There are seven and a half billion of us on a rock hurtling through the vastness of space. We are collections of atoms with the capacity for conscious experience. Many of us live in vast, densely-populated cities. Others live in towns, villages, caravans, savannahs, forests, tribes and nomadic circles.
Seven and a half billion of us, all thinking. We all think about ourselves and the minutiae of our lives, but we are also drawn to thinking in particular ways, about particular things. Maybe we like to think about numbers, maybe words. We might be intrigued by the things that there don’t seem to be words for. We have sensation; we touch, we see, we taste, we hear. We like to experience these sensations and we like to create things that can be sensed. The process of creation is a sensation in itself; the scratch of pencil on paper, the creaking piano stool, the crunch of the needle into silk, the melting of fat into flour.

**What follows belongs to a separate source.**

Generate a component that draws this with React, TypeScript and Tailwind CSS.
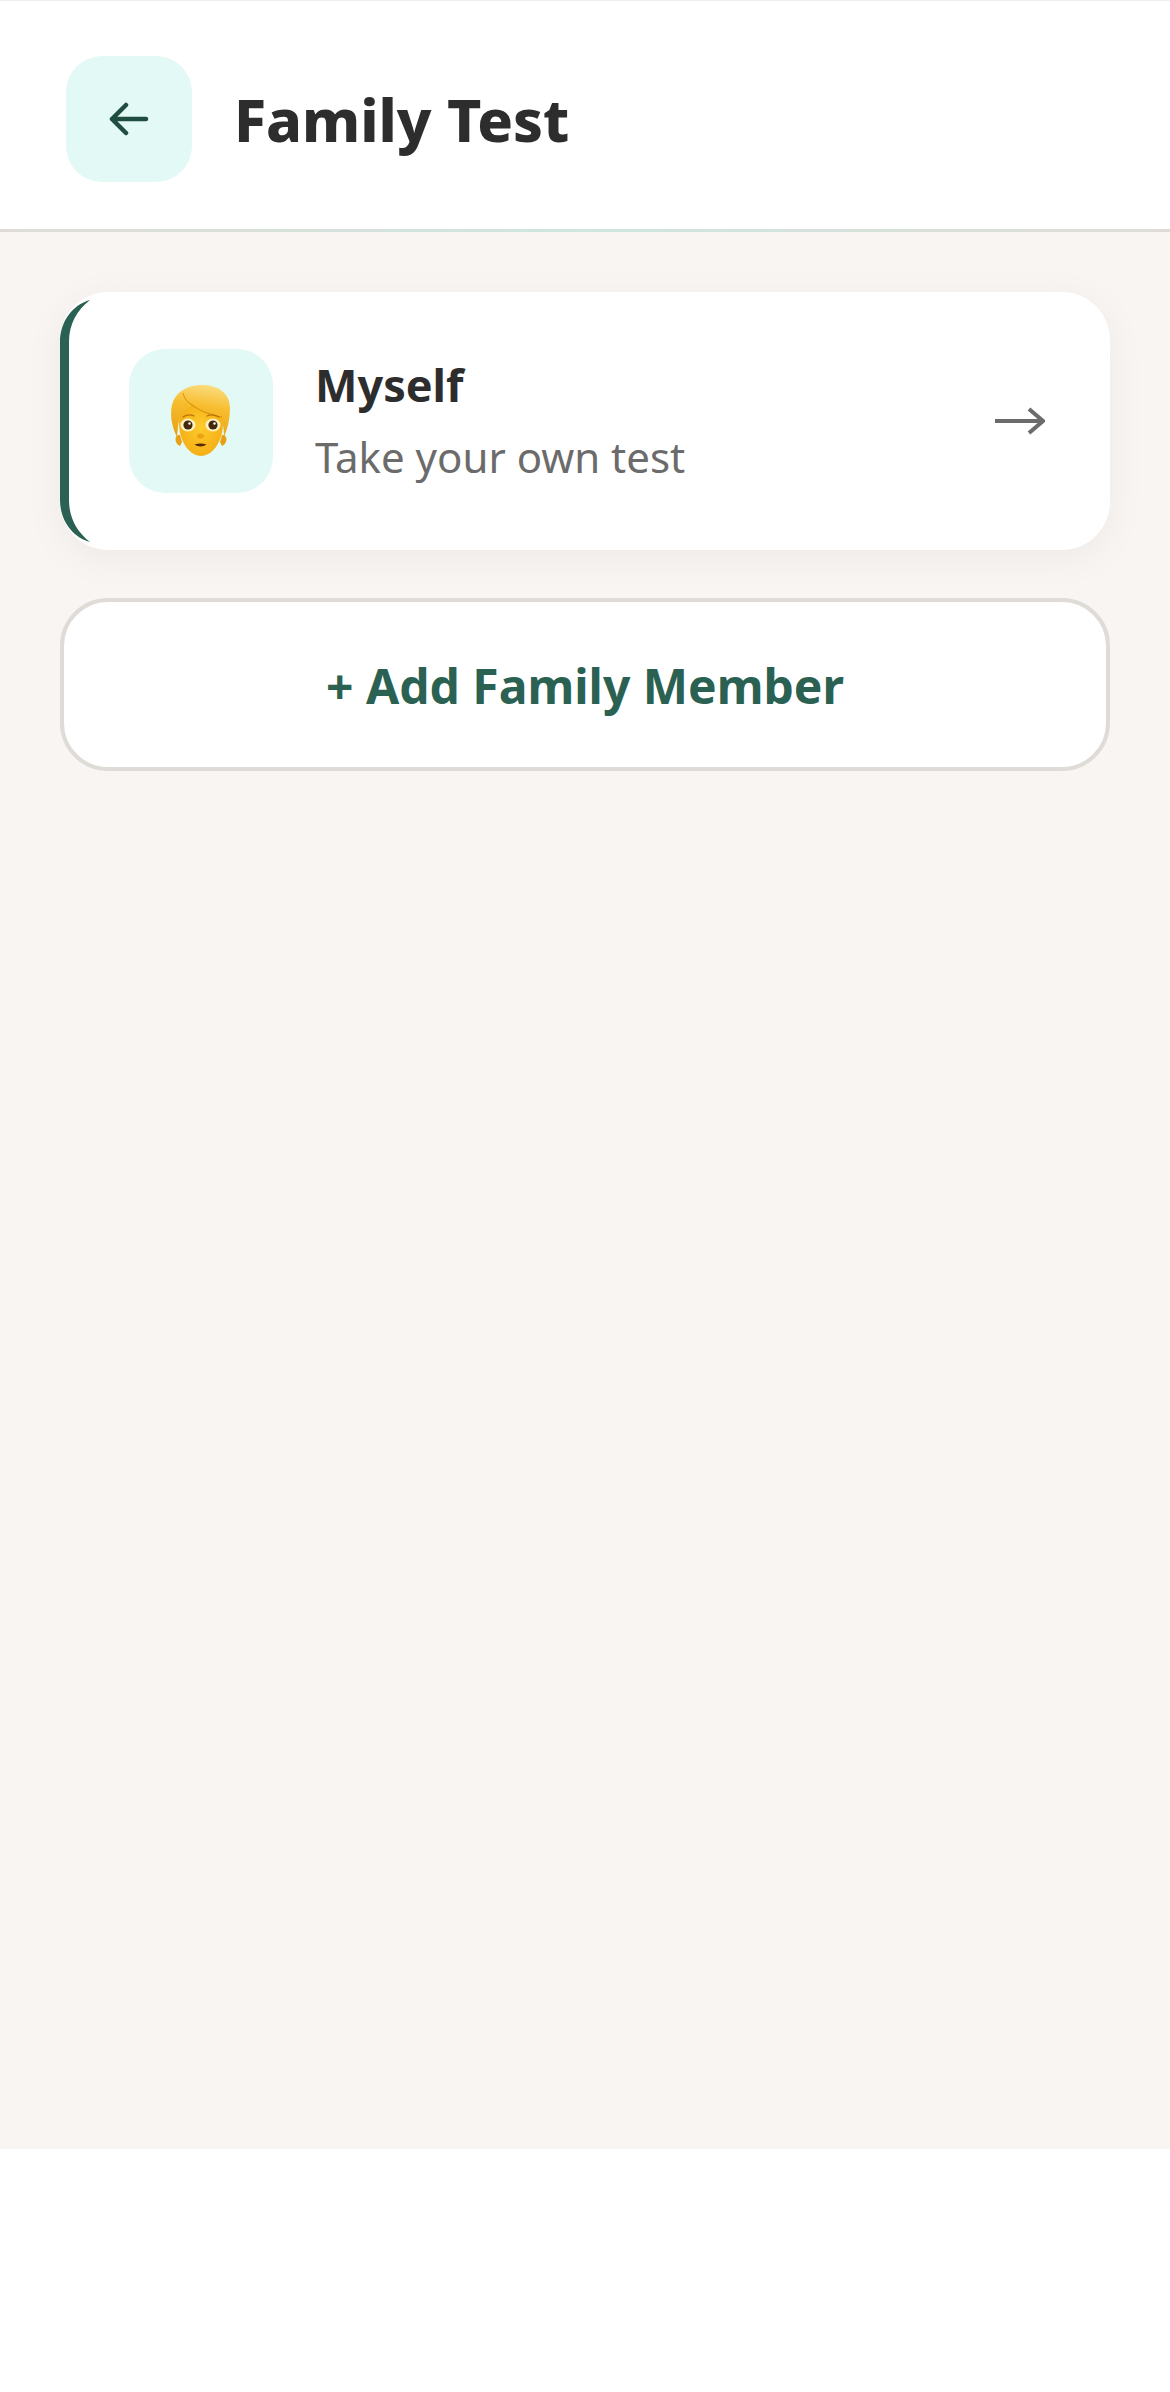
import React from 'react';

const Emoji: React.FC = () => {
    return (
        <svg width="60" height="72" viewBox="0 0 60 72" fill="none">
            <defs>
                <radialGradient id="face" cx="50%" cy="50%" r="60%">
                    <stop offset="0%" stopColor="#fdcb2d" />
                    <stop offset="100%" stopColor="#f4ab12" />
                </radialGradient>
                <linearGradient id="hair" x1="0.6" y1="0" x2="0.4" y2="1">
                    <stop offset="0%" stopColor="#fbdc7e" />
                    <stop offset="40%" stopColor="#f7bd2e" />
                    <stop offset="100%" stopColor="#e8a315" />
                </linearGradient>
            </defs>
            <path d="M7 50c-4 2-3 9 2 11l2-4-2-7zM53 50c4 2 3 9-2 11l-2-4 2-7z" fill="#e8a015" />
            <path d="M8 38c0 19 11 33 22 33s22-14 22-33S44 14 30 14 8 19 8 38z" fill="url(#face)" />
            <path d="M6 52C0 40-1 28 1 20 4 7 16 0 31 0c16 0 28 8 28 23 0 10-2 20-6 29 0-7-1-14-3-20-10-1-21-5-29-13-3 5-8 7-11 11-3 5-3 14-4 22z" fill="url(#hair)" />
            <path d="M12 8c1 5 4 9 9 12 8 6 18 10 30 12" stroke="#dd960e" strokeWidth="1.1" fill="none" />
            <path d="M12 32c3-2 7-3 11-1M36 31c4-2 8-1 12 1" stroke="#b9720a" strokeWidth="1.3" strokeLinecap="round" />
            <ellipse cx="17" cy="40" rx="7.5" ry="6.5" fill="#fff3c4" />
            <ellipse cx="42" cy="40" rx="7.5" ry="6.5" fill="#fff3c4" />
            <circle cx="17" cy="40" r="4.6" fill="#46290a" />
            <circle cx="42" cy="40" r="4.6" fill="#46290a" />
            <circle cx="18.5" cy="38.5" r="1.2" fill="#fff" />
            <circle cx="43.5" cy="38.5" r="1.2" fill="#fff" />
            <ellipse cx="29.5" cy="51" rx="3.5" ry="2.6" fill="#eda214" />
            <path d="M23.5 59.5c4-1.5 8-1.5 12 0-3 2.5-9 2.5-12 0z" fill="#5a2a08" />
        </svg>
    );
};

const App: React.FC = () => {
    return (
        <div className="w-[1170px] h-[2392px] flex flex-col bg-white font-['Noto_Sans','Open_Sans',sans-serif]">
            <div className="h-[229px] shrink-0 flex items-center gap-[42px] px-[66px] pt-[7px] bg-white border-t border-t-[#eeeeee]">
                <div className="w-[126px] h-[126px] flex items-center justify-center rounded-[36px] bg-[#e3f9f6]">
                    <svg width="40" height="34" viewBox="0 0 40 34" fill="none" stroke="#1f4d40" strokeWidth="4.5" strokeLinecap="round" strokeLinejoin="round">
                        <path d="M37 17H3M17 3 3 17l14 14" />
                    </svg>
                </div>
                <div className="text-[59px] leading-[80px] font-extrabold text-[#2d2d2d]">Family Test</div>
            </div>
            <div className="h-[3px] shrink-0 bg-linear-to-r from-[#dfdcd8] via-[#cee6dd] to-[#dfdcd8]"></div>
            <div className="h-[1917px] shrink-0 bg-[#f8f5f2] px-[60px] pt-[60px] flex flex-col gap-[48px]">
                <div className="relative h-[258px] flex items-center pl-[69px] pr-[65px] bg-white rounded-[48px] shadow-[0_8px_40px_rgba(0,0,0,0.05)]">
                    <svg className="absolute left-0 top-0" width="32" height="258" viewBox="0 0 32 258" fill="#2a6152">
                        <path d="M30 8C12 13 0 30 0 50V208C0 228 12 245 30 250 17 240 9 226 9 208V50C9 32 17 18 30 8Z" />
                    </svg>
                    <div className="w-[144px] h-[144px] shrink-0 flex items-center justify-center rounded-[36px] bg-[#e3f9f6]">
                        <Emoji />
                    </div>
                    <div className="flex-1 ml-[42px] flex flex-col gap-[6px] pt-[2px]">
                        <div className="text-[45px] leading-[60px] -mt-[3px] font-bold text-[#2d2d2d]">Myself</div>
                        <div className="text-[42px] leading-[60px] mt-[6px] text-[#6b6b6b]">Take your own test</div>
                    </div>
                    <svg width="50" height="28" viewBox="0 0 50 28" fill="none" stroke="#6b6b6b" strokeWidth="4">
                        <path d="M0 14h47M34 2l14 12-14 12" />
                    </svg>
                </div>
                <div className="h-[173px] flex items-center justify-center pt-[2px] bg-white rounded-[48px] border-4 border-[#dfdcd8] text-[48px] font-bold text-[#2a6152]">
                    + Add Family Member
                </div>
            </div>
        </div>
    );
};

export default App;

We know that pleasure is good, and goodness is pleasing. At its emotional foundation, human life is simple. But our ability to reason – while not exclusive (evidence of human-like causal reasoning having been observed in chimpanzees, crows and bullfinches, among others), introduces layers of complexity to the human condition.
It may not be possible for us to understand the world from anything other than a human perspective. The arguments for panpsychism or universal consciousness are compelling, but there appears to be something very particular about humans that sets us apart from other entities, and that is our awareness and preoccupation with ourselves as a species. Our thinking has been directed towards developing technologies of automation and connection. It would seem that what we want is to work less and communicate more.

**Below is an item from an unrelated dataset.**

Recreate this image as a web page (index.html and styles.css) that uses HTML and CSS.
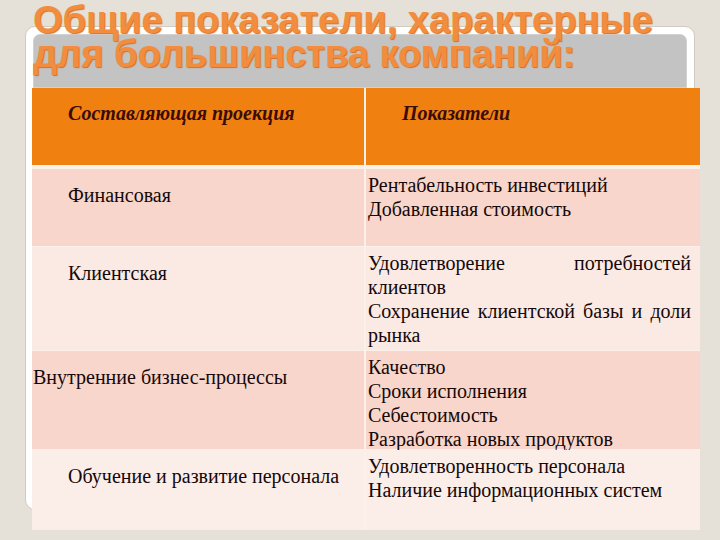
FILE: index.html
```html
<!DOCTYPE html>
<html lang="ru">
<head>
<meta charset="utf-8">
<link rel="stylesheet" href="styles.css">
</head>
<body>
<div class="slide">
  <div class="frame"><div class="band"></div></div>
  <h1 class="title">Общие показатели, характерные<br>для большинства компаний:</h1>
  <div class="table">
    <div class="cell head hl"><span class="hi">Составляющая проекция</span></div>
    <div class="cell head hr"><span class="hi">Показатели</span></div>

    <div class="cell r1 left"><p class="ind">Финансовая</p></div>
    <div class="cell r1 right"><p>Рентабельность инвестиций<br>Добавленная стоимость</p></div>

    <div class="cell r2 left"><p class="ind">Клиентская</p></div>
    <div class="cell r2 right"><p class="just">Удовлетворение потребностей клиентов</p><p class="just">Сохранение клиентской базы и доли рынка</p></div>

    <div class="cell r3 left"><p class="noind">Внутренние бизнес-процессы</p></div>
    <div class="cell r3 right"><p>Качество<br>Сроки исполнения<br>Себестоимость<br>Разработка новых продуктов</p></div>

    <div class="cell r4 left"><p class="ind">Обучение и развитие персонала</p></div>
    <div class="cell r4 right"><p>Удовлетворенность персонала<br>Наличие информационных систем</p></div>
  </div>
</div>
</body>
</html>
```
FILE: styles.css
```css
html, body {
  margin: 0;
  padding: 0;
  background: #e5e1d9;
}
.slide {
  position: relative;
  width: 720px;
  height: 540px;
  overflow: hidden;
  font-family: "Liberation Serif", "Times New Roman", serif;
}
.frame {
  position: absolute;
  left: 25px;
  top: 26px;
  width: 670px;
  height: 484px;
  background: #ffffff;
  border: 1px solid #cfcac2;
  border-radius: 10px;
  padding: 7px;
  box-sizing: border-box;
}
.band {
  height: 54px;
  background: #c3c3c3;
  border: 1px solid #d2d2d2;
  border-radius: 7px 7px 0 0;
  box-sizing: border-box;
}
.title {
  position: relative;
  margin: 0;
  padding: 3px 0 0 33px;
  height: 88px;
  box-sizing: border-box;
  font-family: "Liberation Sans", Arial, sans-serif;
  font-weight: bold;
  font-size: 38px;
  line-height: 34px;
  color: #f28d40;
  text-shadow: 1px 1px 1px #d3702a;
  white-space: nowrap;
}
.table {
  position: relative;
  margin-left: 32px;
  width: 668px;
  display: grid;
  grid-template-columns: 332px 334px;
  grid-template-rows: 80px 77px 103px 98px 80px;
  column-gap: 2px;
  row-gap: 1px;
  background: #fcf0ea;
}
.cell {
  box-sizing: border-box;
  font-size: 20px;
  line-height: 24px;
  color: #140808;
}
.cell p { margin: 0; }
.head {
  background: #f08110;
  margin-bottom: 3px;
  padding-top: 13px;
  padding-left: 36px;
}
.hi {
  font-style: italic;
  font-weight: bold;
  font-size: 20px;
  color: #3a0c08;
}
.r1, .r3 { background: #f8d6cb; }
.r2 { background: #fbe9e3; }
.r4 { background: #fbede8; }
.left { padding-top: 14px; }
.left .ind { padding-left: 36px; }
.left .noind { padding-left: 1px; }
.right { padding: 4px 9px 0 2px; }
.just { text-align: justify; text-align-last: left; }
```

We have in most cases freed ourselves from the sweat and dirt of physical labour, but our physical inactivity is making us ill. We are paid to write emails, design advertisements, call people on the phone, approach strangers in the street. A great deal of this communication is unwelcome. Regardless, we plug in and plug away, convinced that automation and connection will satisfy and save us.

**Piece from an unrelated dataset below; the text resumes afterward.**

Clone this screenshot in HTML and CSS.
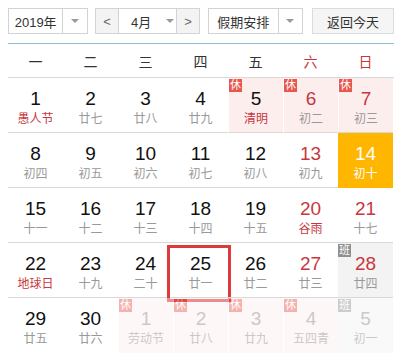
FILE: index.html
```html
<!DOCTYPE html>
<html lang="zh-CN">
<head>
<meta charset="utf-8">
<link rel="stylesheet" href="styles.css">
</head>
<body>
<div class="cal">
  <div class="toolbar">
    <div class="select year"><span class="val">2019年</span><span class="arrow"><i></i></span></div>
    <div class="month">
      <span class="nav">&lt;</span>
      <span class="mval">4月<i></i></span>
      <span class="nav">&gt;</span>
    </div>
    <div class="select holiday"><span class="val">假期安排</span><span class="arrow"><i></i></span></div>
    <div class="today-btn">返回今天</div>
  </div>
  <div class="week">
    <span>一</span><span>二</span><span>三</span><span>四</span><span>五</span><span class="red">六</span><span class="red">日</span>
  </div>
  <div class="grid">
    <div class="cell"><b>1</b><em class="hred">愚人节</em></div>
    <div class="cell"><b>2</b><em>廿七</em></div>
    <div class="cell"><b>3</b><em>廿八</em></div>
    <div class="cell"><b>4</b><em>廿九</em></div>
    <div class="cell rest"><span class="badge">休</span><b>5</b><em class="hred">清明</em></div>
    <div class="cell rest"><span class="badge">休</span><b class="red">6</b><em>初二</em></div>
    <div class="cell rest"><span class="badge">休</span><b class="red">7</b><em>初三</em></div>

    <div class="cell"><b>8</b><em>初四</em></div>
    <div class="cell"><b>9</b><em>初五</em></div>
    <div class="cell"><b>10</b><em>初六</em></div>
    <div class="cell"><b>11</b><em>初七</em></div>
    <div class="cell"><b>12</b><em>初八</em></div>
    <div class="cell"><b class="red">13</b><em>初九</em></div>
    <div class="cell sel"><b>14</b><em>初十</em></div>

    <div class="cell"><b>15</b><em>十一</em></div>
    <div class="cell"><b>16</b><em>十二</em></div>
    <div class="cell"><b>17</b><em>十三</em></div>
    <div class="cell"><b>18</b><em>十四</em></div>
    <div class="cell"><b>19</b><em>十五</em></div>
    <div class="cell"><b class="red">20</b><em class="hred">谷雨</em></div>
    <div class="cell"><b class="red">21</b><em>十七</em></div>

    <div class="cell"><b>22</b><em class="hred">地球日</em></div>
    <div class="cell"><b>23</b><em>十九</em></div>
    <div class="cell"><b>24</b><em>二十</em></div>
    <div class="cell today"><b>25</b><em>廿一</em></div>
    <div class="cell"><b>26</b><em>廿二</em></div>
    <div class="cell"><b class="red">27</b><em>廿三</em></div>
    <div class="cell work"><span class="badge grey">班</span><b class="red">28</b><em>廿四</em></div>

    <div class="cell last"><b>29</b><em>廿五</em></div>
    <div class="cell last"><b>30</b><em>廿六</em></div>
    <div class="cell last rest next"><span class="badge">休</span><b>1</b><em>劳动节</em></div>
    <div class="cell last rest next"><span class="badge">休</span><b>2</b><em>廿八</em></div>
    <div class="cell last rest next"><span class="badge">休</span><b>3</b><em>廿九</em></div>
    <div class="cell last rest next"><span class="badge">休</span><b>4</b><em>五四青</em></div>
    <div class="cell last work next"><span class="badge grey">班</span><b>5</b><em>初一</em></div>
  </div>
</div>
</body>
</html>
```

FILE: styles.css
```css
* { box-sizing: border-box; }
html, body { margin: 0; padding: 0; background: #fff; }
body {
  font-family: "Liberation Sans", "Noto Sans CJK SC", sans-serif;
  color: #333;
}
.cal { padding: 8px; width: 402px; }

.toolbar {
  display: flex;
  align-items: center;
  height: 26px;
  font-size: 13px;
}
.select {
  display: flex;
  height: 26px;
  border: 1px solid #d3d3d3;
  background: #fff;
}
.select .val {
  display: flex;
  align-items: center;
  justify-content: center;
  border-right: 1px solid #d3d3d3;
}
.select .arrow {
  width: 24px;
  display: flex;
  align-items: center;
  justify-content: center;
}
i {
  display: inline-block;
  width: 0; height: 0;
  border-left: 4px solid transparent;
  border-right: 4px solid transparent;
  border-top: 4px solid #999;
}
.year { width: 80px; }
.year .val { width: 55px; }
.month {
  display: flex;
  margin-left: 7px;
  height: 26px;
  border: 1px solid #d3d3d3;
  width: 105px;
}
.month .nav {
  width: 22px;
  background: #f3f3f3;
  display: flex;
  align-items: center;
  justify-content: center;
  color: #666;
  font-size: 13px;
}
.month .mval {
  flex: 1;
  border-left: 1px solid #d3d3d3;
  border-right: 1px solid #d3d3d3;
  display: flex;
  align-items: center;
  padding-left: 12px;
  gap: 15px;
  background: #fff;
}
.holiday { width: 95px; margin-left: 8px; }
.holiday .val { width: 71px; }
.today-btn {
  margin-left: 9px;
  width: 82px;
  height: 26px;
  border: 1px solid #dcdcdc;
  background: #f5f5f5;
  display: flex;
  align-items: center;
  justify-content: center;
}

.week {
  margin-top: 9px;
  border-top: 1px solid #8ec0d4;
  border-bottom: 1px solid #d9d9d9;
  height: 35px;
  display: grid;
  grid-template-columns: repeat(7, 55px);
  align-items: center;
  font-size: 14px;
  color: #333;
}
.week span { text-align: center; }
.week .red { color: #c8373e; }

.grid {
  position: relative;
  display: grid;
  grid-template-columns: repeat(7, 55px);
  grid-auto-rows: 55px;
}
.cell {
  position: relative;
  border-bottom: 1px solid #d9d9d9;
  display: flex;
  flex-direction: column;
  align-items: center;
  padding-top: 10px;
}
.cell.last { border-bottom: none; }
.cell b {
  font-weight: normal;
  font-size: 19px;
  line-height: 22px;
  color: #111;
  font-family: "Liberation Sans", sans-serif;
}
.cell em {
  font-style: normal;
  font-size: 12px;
  line-height: 17px;
  color: #999;
  margin-top: 1px;
}
.cell b.red { color: #c8373e; }
.cell em.hred { color: #c8373e; }
.rest { background: #fdeeee; border-left: 1px solid #fff; }
.work { background: #f3f3f3; }
.badge {
  position: absolute;
  left: 0;
  top: 1px;
  width: 13px;
  height: 13px;
  background: #e8564e;
  color: #fff;
  font-size: 11px;
  line-height: 13px;
  text-align: center;
}
.badge.grey { background: #8f8f8f; }
.sel { background: #ffb600; border-bottom-color: #ffb600; }
.sel b, .sel em { color: #fff; }
.today::after {
  content: "";
  position: absolute;
  left: -6px;
  top: 2px;
  width: 58px;
  height: 51px;
  border: 3px solid #dd3b3b;
}
.next { opacity: 0.45; }
.next b, .next em { color: #888; }
```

In some ways, it has done. In his seminal talk, ‘Don’t Panic’, Hans Rosling uses data visualisation to demonstrate how quality of human life is improving across the globe. The University has been crucial to these developments, not only as a site for scientific discovery but also as a nexus of technology and humanity; a place where different strands of thought come together and challenge one another.
Concerns that we have gone too far with our technological development, or that we are going in the wrong direction, are not new. These are our instincts talking; our emotional baseline that knows that pleasure is good and goodness is pleasing. In The Conflict of The Faculties (1798), Immanuel Kant describes the philosophy faculty of the University as a moderating force on the ‘higher’ faculties of medicine, law and theology, ensuring the disciplines do not stray too far from questions of ethics and purpose; of how human beings should live, and to what ends.
The claim that such an approach is no longer relevant, that we now live in a supercomplex world of infinite connections and relative morals, is invalid. Not because this is not an accurate picture of the world, but because it has always been this way. In romanticising the past we disempower and dispossess our present selves.
The numbers attending university continue to increase, not just in absolute terms but also as a proportion of the still-rising population. At the same time, the expansion and democratisation of access to information means that many more consider themselves to be well-informed. Fluidity and uncertainty in the labour market erodes our sense of ‘station’ or calling. We no longer have a ‘lot’ in life to be content with. We no longer wish to be ruled.
The role of the University in society needs to continue to be considered – as it always has – in light of the changes it has wrought on it.